I was trying to lay off politics till next week’s season finale, but we have to address what went down this week with the governor of NY.
POLITICS: Cuomo Crisis
I watched some of the press conference held by NY Attorney General Letitia James on Tuesday, as she and her team laid out the accusations against Governor Andrew Cuomo. I trust that the AG had no hidden agenda, that she conducted a through and unbiased investigation, and that what they came up with was very disturbing. And yes, I believe Andrew Cuomo should not be the governor of NY anymore. Let me make that loud and clear.
But should he resign?
Yes in a perfect world he absolutely should. But so far, he has indicated that he won’t.
People are going to say it doesn’t matter and maybe it doesn’t, but it matters to me.. How many people are celebrating the impending removal of Andrew Cuomo as governor of NY, but can’t wait to give Captain (Grab em by the p-ssy) Orange another 4 years in office?
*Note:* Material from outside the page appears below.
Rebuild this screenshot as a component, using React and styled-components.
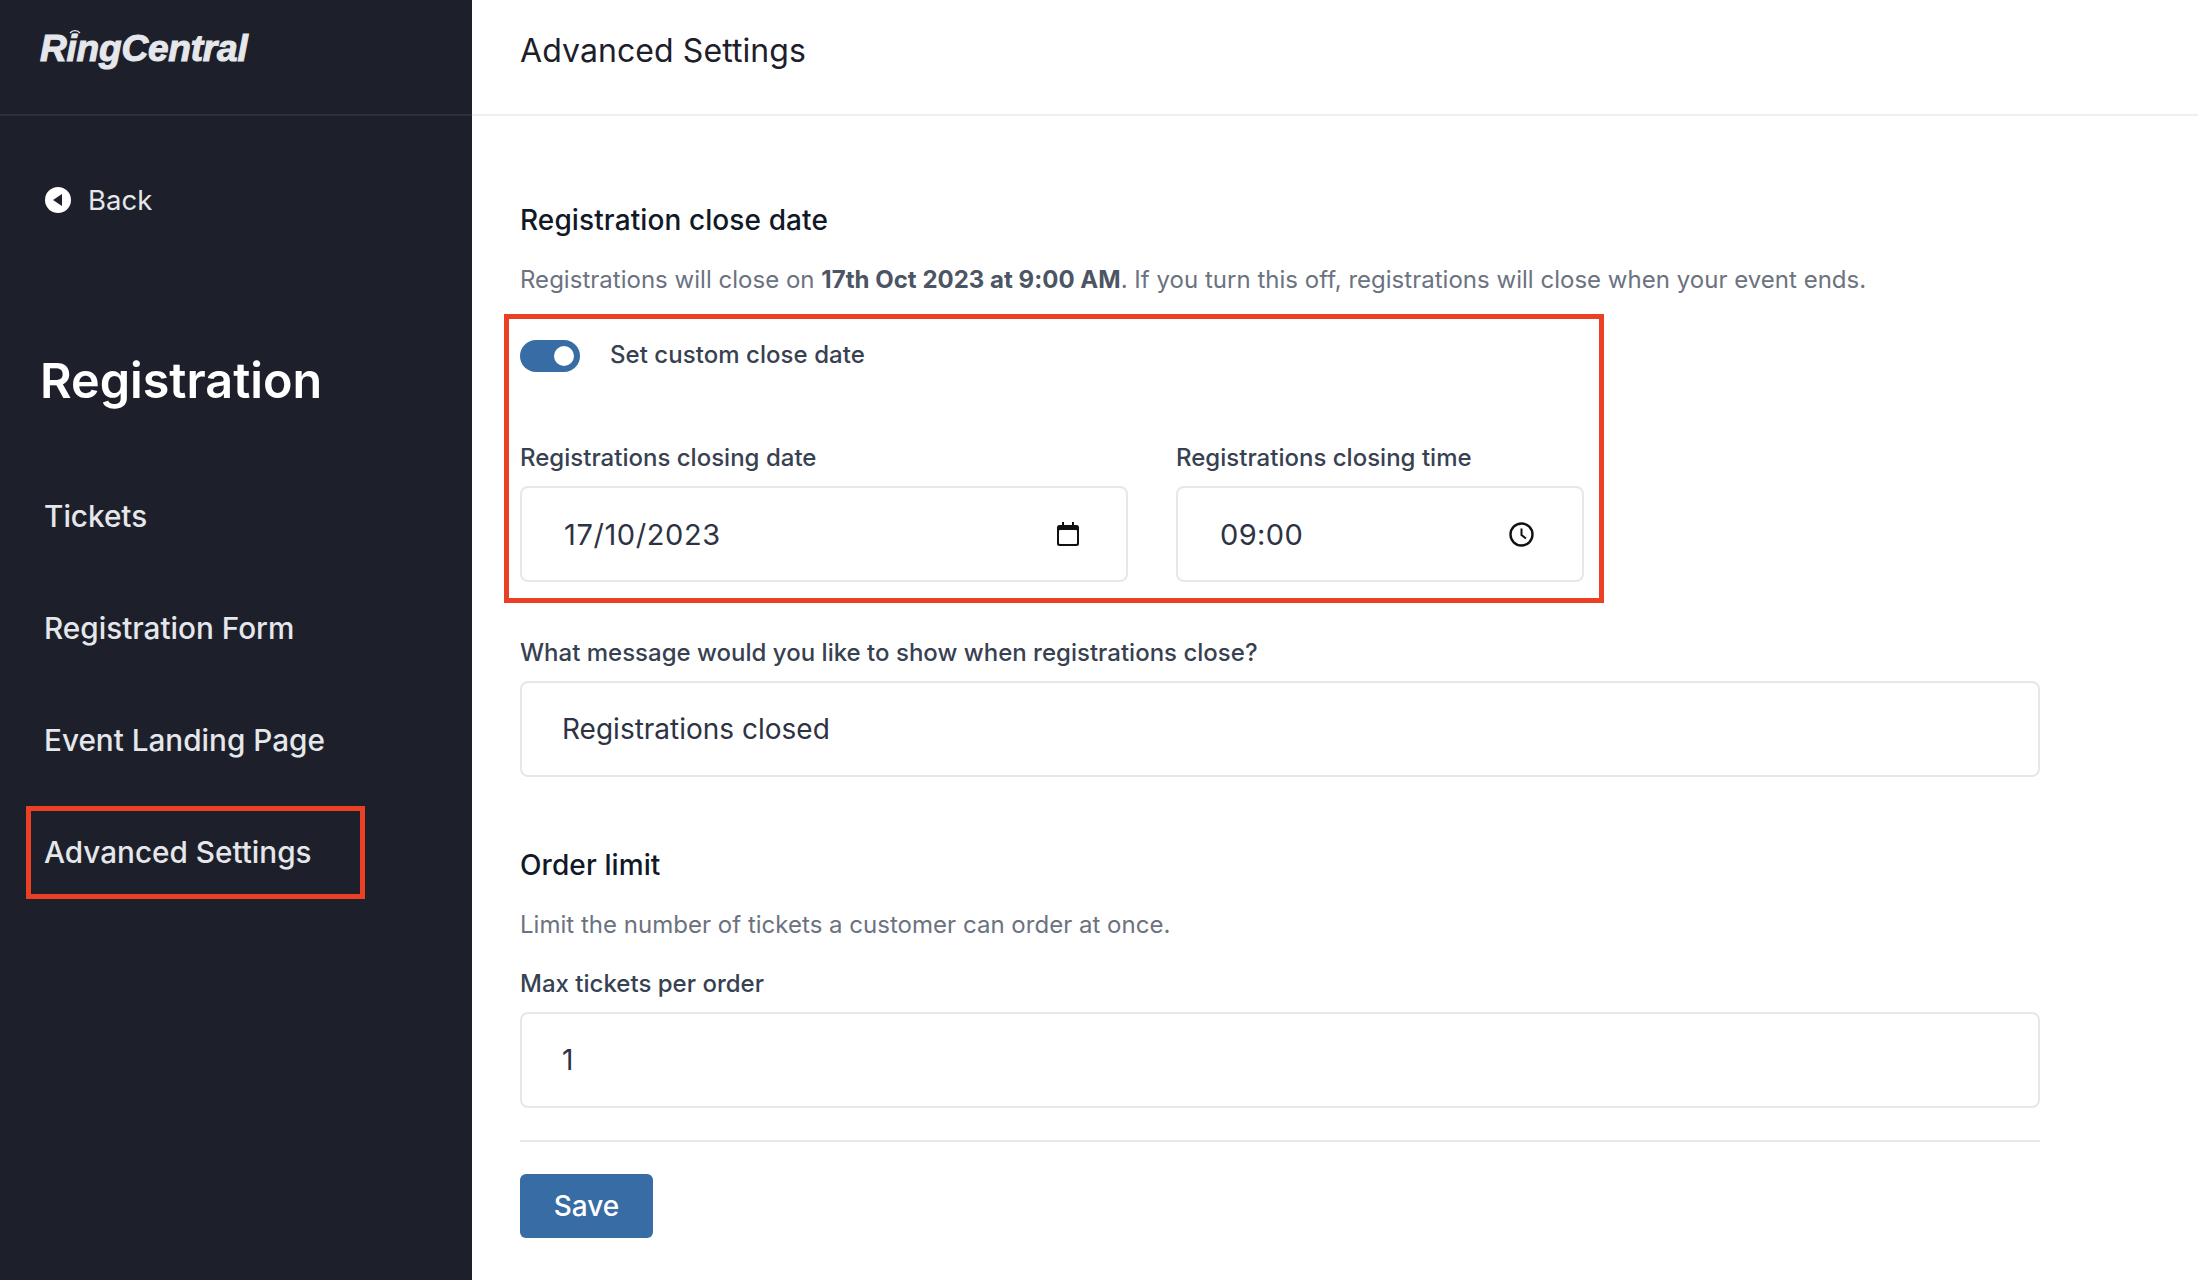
import React from 'react';
import styled, { createGlobalStyle } from 'styled-components';

const GlobalStyle = createGlobalStyle`
	* {
		box-sizing: border-box;
	}

	body {
		margin: 0;
		background: #fff;
		font-family: Inter, "Liberation Sans", sans-serif;
	}
`

const Page = styled.div`
	display: flex;
	width: 2198px;
	height: 1280px;
	overflow: hidden;
`

const Sidebar = styled.aside`
	flex: 0 0 472px;
	background: #1d202a;
	color: #e5e7eb;
`

const LogoBar = styled.div`
	height: 116px;
	padding: 27px 0 0 40px;
	border-bottom: 2px solid #2d303d;
`

const Logo = styled.div`
	position: relative;
	display: inline-block;
	font-family: "Liberation Sans", Arial, sans-serif;
	font-size: 37px;
	line-height: 44px;
	font-weight: 700;
	font-style: italic;
	letter-spacing: -0.2px;
	color: #e5e7eb;
	-webkit-text-stroke: 1.1px #e5e7eb;
`

const LogoSignal = styled.svg`
	position: absolute;
	top: 2px;
	left: 29px;
	width: 12px;
	height: 10px;
`

const BackLink = styled.div`
	display: flex;
	align-items: center;
	gap: 17px;
	margin: 66px 0 0 45px;
	height: 36px;
	font-size: 27.5px;
	color: #e5e7eb;
`

const SidebarTitle = styled.h1`
	margin: 135px 0 0 40px;
	font-size: 48.5px;
	line-height: 56px;
	font-weight: 600;
	color: #fff;
`

const Nav = styled.nav`
	margin-top: 51px;
	display: flex;
	flex-direction: column;
`

const NavItem = styled.div`
	position: relative;
	height: 112px;
	padding-left: 44px;
	font-size: 29.7px;
	font-weight: 500;
	line-height: 112px;
	color: #e5e7eb;
`

const NavHighlight = styled.div`
	position: absolute;
	top: 10px;
	left: 26px;
	width: 339px;
	height: 93px;
	border: 5px solid #ec4025;
`

const Main = styled.main`
	flex: 1;
	background: #fff;
`

const TopBar = styled.header`
	height: 116px;
	padding-left: 48px;
	border-bottom: 2px solid #eff0f3;
	font-size: 32px;
	line-height: 102px;
	letter-spacing: 0.08px;
	color: #1d202a;
`

const Content = styled.div`
	width: 1568px;
	padding: 84px 0 0 48px;
`

const SectionTitle = styled.h2`
	margin: ${props => props.$top || 0}px 0 0;
	font-size: 28px;
	line-height: 40px;
	font-weight: 500;
	letter-spacing: 0.1px;
	color: #111827;
`

const Description = styled.p`
	margin: 23px 0 0;
	font-size: 24px;
	line-height: 34px;
	letter-spacing: 0.02px;
	color: #6b7280;

	strong {
		font-weight: 700;
		color: #4b5563;
	}
`

const Highlight = styled.div`
	position: relative;
	margin-top: 43px;
	width: 1064px;

	&::after {
		content: '';
		position: absolute;
		top: -26px;
		left: -16px;
		right: -20px;
		bottom: -21px;
		border: 5px solid #ec4025;
		pointer-events: none;
	}
`

const ToggleRow = styled.div`
	display: flex;
	align-items: flex-start;
	gap: 30px;
	height: 32px;
`

const Toggle = styled.div`
	position: relative;
	width: 60px;
	height: 32px;
	border-radius: 16px;
	background: #386ca4;

	&::after {
		content: '';
		position: absolute;
		top: 6px;
		right: 6px;
		width: 20px;
		height: 20px;
		border-radius: 50%;
		background: #fff;
	}
`

const ToggleLabel = styled.span`
	font-size: 24px;
	line-height: 30px;
	font-weight: 500;
	letter-spacing: 0.05px;
	color: #374151;
`

const FieldRow = styled.div`
	display: flex;
	gap: 48px;
	margin-top: 69px;
`

const Field = styled.div`
	flex: ${props => props.$flex || 'none'};
	width: ${props => props.$width ? `${props.$width}px` : 'auto'};
	margin-top: ${props => props.$top || 0}px;
`

const Label = styled.label`
	display: block;
	font-size: 24px;
	line-height: 34px;
	font-weight: 500;
	letter-spacing: 0.01px;
	color: #374151;
`

const InputBox = styled.div`
	display: flex;
	align-items: center;
	height: 96px;
	margin-top: 11px;
	padding: 0 ${props => props.$right || 40}px 0 ${props => props.$left || 40}px;
	border: 2px solid #e5e7eb;
	border-radius: 8px;
	background: #fff;
`

const Input = styled.input`
	flex: 1;
	min-width: 0;
	padding: 0;
	border: 0;
	outline: 0;
	background: transparent;
	font-family: inherit;
	font-size: ${props => props.$size || 28}px;
	letter-spacing: ${props => props.$spacing || 0}px;
	color: #2d3343;
`

const PickerIcon = styled.svg`
	flex: none;
	display: block;
`

const Divider = styled.hr`
	height: 2px;
	margin: 32px 0 0;
	border: 0;
	background: #e5e7eb;
`

const SaveButton = styled.button`
	display: block;
	width: 133px;
	height: 64px;
	margin-top: 32px;
	padding: 0;
	border: 0;
	border-radius: 6px;
	background: #386ca4;
	font-family: inherit;
	font-size: 28px;
	font-weight: 500;
	color: #fff;
`

const BackIcon = () => (
	<svg width="26" height="26" viewBox="0 0 26 26">
		<circle cx="13" cy="13" r="13" fill="#fff" />
		<path d="M17 7v12L8 13z" fill="#1d202a" />
	</svg>
);

const CalendarIcon = () => (
	<PickerIcon width="22" height="24" viewBox="0 0 22 24">
		<path d="M5 0h2v3h8V0h2v3h2.5A2.5 2.5 0 0 1 22 5.500V21.500A2.500 2.500 0 0 1 19.500 24H2.500A2.500 2.500 0 0 1 0 21.500V5.500A2.500 2.500 0 0 1 2.500 3H5z" fill="#111" />
		<rect x="2" y="8" width="18" height="14" rx="1" fill="#fff" />
	</PickerIcon>
);

const ClockIcon = () => (
	<PickerIcon width="25" height="25" viewBox="0 0 25 25">
		<circle cx="12.500" cy="12.500" r="11" fill="none" stroke="#111" strokeWidth="2.400" />
		<path d="M12.500 6.500v6.500l4.500 3.500" fill="none" stroke="#111" strokeWidth="2" />
	</PickerIcon>
);

const navItems = ['Tickets', 'Registration Form', 'Event Landing Page', 'Advanced Settings'];

const App = () => (
	<Page>
		<GlobalStyle />
		<Sidebar>
			<LogoBar>
				<Logo>
					RingCentral
					<LogoSignal viewBox="0 0 12 10">
						<path d="M1 4a6.500 6.500 0 0 1 10 0M3 6.500a3.800 3.800 0 0 1 6 0" fill="none" stroke="#e5e7eb" strokeWidth="1.200" />
					</LogoSignal>
				</Logo>
			</LogoBar>
			<BackLink>
				<BackIcon />
				Back
			</BackLink>
			<SidebarTitle>Registration</SidebarTitle>
			<Nav>
				{navItems.map(item => (
					<NavItem key={item}>
						{item}
						{item === 'Advanced Settings' && <NavHighlight />}
					</NavItem>
				))}
			</Nav>
		</Sidebar>
		<Main>
			<TopBar>Advanced Settings</TopBar>
			<Content>
				<SectionTitle>Registration close date</SectionTitle>
				<Description>
					Registrations will close on <strong>17th Oct 2023 at 9:00 AM</strong>. If you turn this off, registrations will close when your event ends.
				</Description>
				<Highlight>
					<ToggleRow>
						<Toggle />
						<ToggleLabel>Set custom close date</ToggleLabel>
					</ToggleRow>
					<FieldRow>
						<Field $width={608}>
							<Label>Registrations closing date</Label>
							<InputBox $right={47} $left={42}>
								<Input readOnly value="17/10/2023" $size={29} $spacing={0.6} />
								<CalendarIcon />
							</InputBox>
						</Field>
						<Field $width={408}>
							<Label>Registrations closing time</Label>
							<InputBox $right={48} $left={42}>
								<Input readOnly value="09:00" $size={29} $spacing={0.4} />
								<ClockIcon />
							</InputBox>
						</Field>
					</FieldRow>
				</Highlight>
				<Field $top={54}>
					<Label>What message would you like to show when registrations close?</Label>
					<InputBox>
						<Input readOnly value="Registrations closed" />
					</InputBox>
				</Field>
				<SectionTitle $top={68}>Order limit</SectionTitle>
				<Description>Limit the number of tickets a customer can order at once.</Description>
				<Field $top={25}>
					<Label>Max tickets per order</Label>
					<InputBox>
						<Input readOnly value="1" />
					</InputBox>
				</Field>
				<Divider />
				<SaveButton>Save</SaveButton>
			</Content>
		</Main>
	</Page>
);

export default App;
Either by waiting till 2024 to vote him in again, hoping upon hope that Mike (My Pillow) Lindell has the information he says he has to overturn the 2020 election (Spoiler alert…..he doesn’t) or by overrunning the US Capitol and putting him back in office in a coup d’etat? There have been dozens of women who have accused Trump of inappropriate sexual behavior. Do we care more about groping, or who is doing the groping?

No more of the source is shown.